Il faut donc savoir que, jeune nation (elle a à peine 60 ans d’existence dont 30 ans d’indépendance formelle), l’Albanie est néanmoins une région au riche passé. C’est d’abord ce que l’auteur s’attache à nous montrer en rappelant, en quelques pages, son héritage si divers et si complexe. Illyriens, Epirotes, Romains s’y sont succédé dans l’Antiquité. Soumise un temps aux coups de boutoir des invasions des Goths, des Huns, des Avars, des Slaves, elle échappe toutefois à l’occupation de ces derniers qui l’installent en Illyrie du Nord dans ce qui sera la Yougoslavie voisine. Puis, enjeu des rivalités entre Francs et Serbes, entre Vénitiens et Turcs, elle devient pour plusieurs siècles (XVe-XXe) une province de l’empire ottoman, avant de s’arracher à la tutelle de celui-ci à la faveur de la première guerre mondiale. Il lui faudra néanmoins encore quelques années de lutte pour échapper aux jeux des grandes puissances et singulièrement aux convoitises italiennes, entre les deux guerres.
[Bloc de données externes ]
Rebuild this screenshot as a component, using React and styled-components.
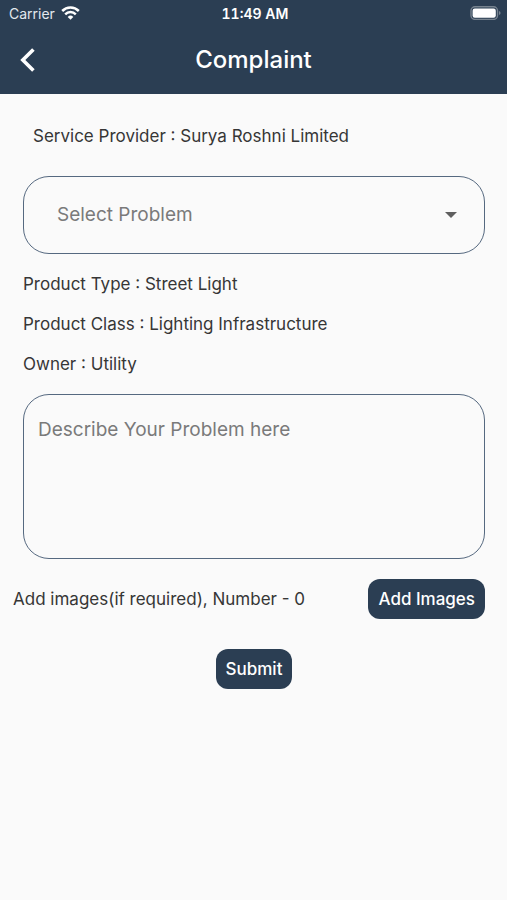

C’est finalement à travers la lutte contre l’occupant italien qu’émerge un parti communiste albanais qui en acquiert une sorte de légitimité nationale grâce à laquelle il impose à la fois l’indépendance du pays et sa propre prééminence.

L’auteur a raison de consacrer près de la moitié de l’ouvrage à ce long rappel historique, car cette douloureuse gestation explique le farouche nationalisme des Albanais et leur méfiance instinctive pour toute tutelle trop pesante. On comprend mieux aussi l’attitude des Albanais face à l’Union Soviétique.

C’est précisément aux rapports de l’Albanie avec ce puissant voisin du Nord que Nicolas Martin consacre deux utiles chapitres : « De Tito à Saline » (ch. VI) et « Le grand schisme » (ch. VII). D’abord à peu près ignorée des Soviétiques qui s’en remettent à la Yougoslavie pour assumer le leadership des pays balkaniques, l’Albanie n’intéresse l’Union Soviétique qu’après la rupture de celle-ci avec Tito en 1948. Suit une période d’allégeance complète de l’Albanie envers les Russes et surtout destinée, dans cette alliance, à faire pièce à l’influence de la Yougoslavie excommuniée par Staline. Cette période idyllique prend fin avec la mort de ce dernier et la venue au pouvoir de Krouchtchev. En effet, le nouveau maître du Kremlin esquisse, d’emblée, un rapprochement avec Tito, ce qui signifie une condamnation de la politique albanaise de 1948 à 1953. Hodja résiste par tous les moyens, y compris en écartant, au besoin par la liquidation physique, des antistaliniens de son propre parti. L’auteur passe, nous semble-t-il, avec un peu trop de discrétion sur cet aspect répressif de la politique du Premier Albanais.

La rupture définitive a lieu en 1960. Mais le blocus économique entrepris par l’Union Soviétique, loin d’entraîner la chute d’Enver Hodja, provoque autour de lui un réflexe de solidarité nationale. De plus un rapprochement spectaculaire s’établit entre l’Albanie et la Chine, autre réfractaire à la politique Krouchtchevienne.

Dans toute cette partie de son analyse, l’auteur donne l’impression que les motifs idéologiques ne sont pas toujours déterminants. Le rôle de la Yougoslavie et ses prétentions à contrôler la zone des Balkans explique le rapprochement avec Staline. Le nationalisme des Albanais devant la volonté de reprise en mains de la Russie khrouchtchévienne a probablement plus fait pour envenimer les rapports que l’opposition au « révisionnisme » antistalinien des années 1956-60. Il y a là assurément, une dimension que l’on n’a pas suffisamment prise en compte et que l’auteur a le mérite de souligner.

Le scénario est à peu près le même dans les relations entre la Chine et l’Albanie. Celle-ci ne se résout pas à être un simple protectorat chinois et, après une période de relative dépendance économique, les relations sont rompues entre les deux pays. Sans doute le rapprochement entre Pékin et Washington n’y fut-il pas étranger et les Albanais ne croient pas devoir suivre leur nouvel allié dans cette voie.

L’Albanie apparaît en définitive, à la lecture de cet ouvrage, comme un pays très seul, muré dans une solitude qui lui assure certes une grande cohésion interne, mais la fait apparaître, à certains égards, comme une forteresse assiégé ; et en cela le titre choisi par l’auteur nous paraît particulièrement éloquent.

Il reste qu’on peut se demander si l’âme a été forgée plus par le communisme qui est un accident récent de son histoire, que par le poids d’un passé qui a appris aux Albanais à chercher en eux-mêmes leurs propres ressources et à ne compter que sur leurs propres forces.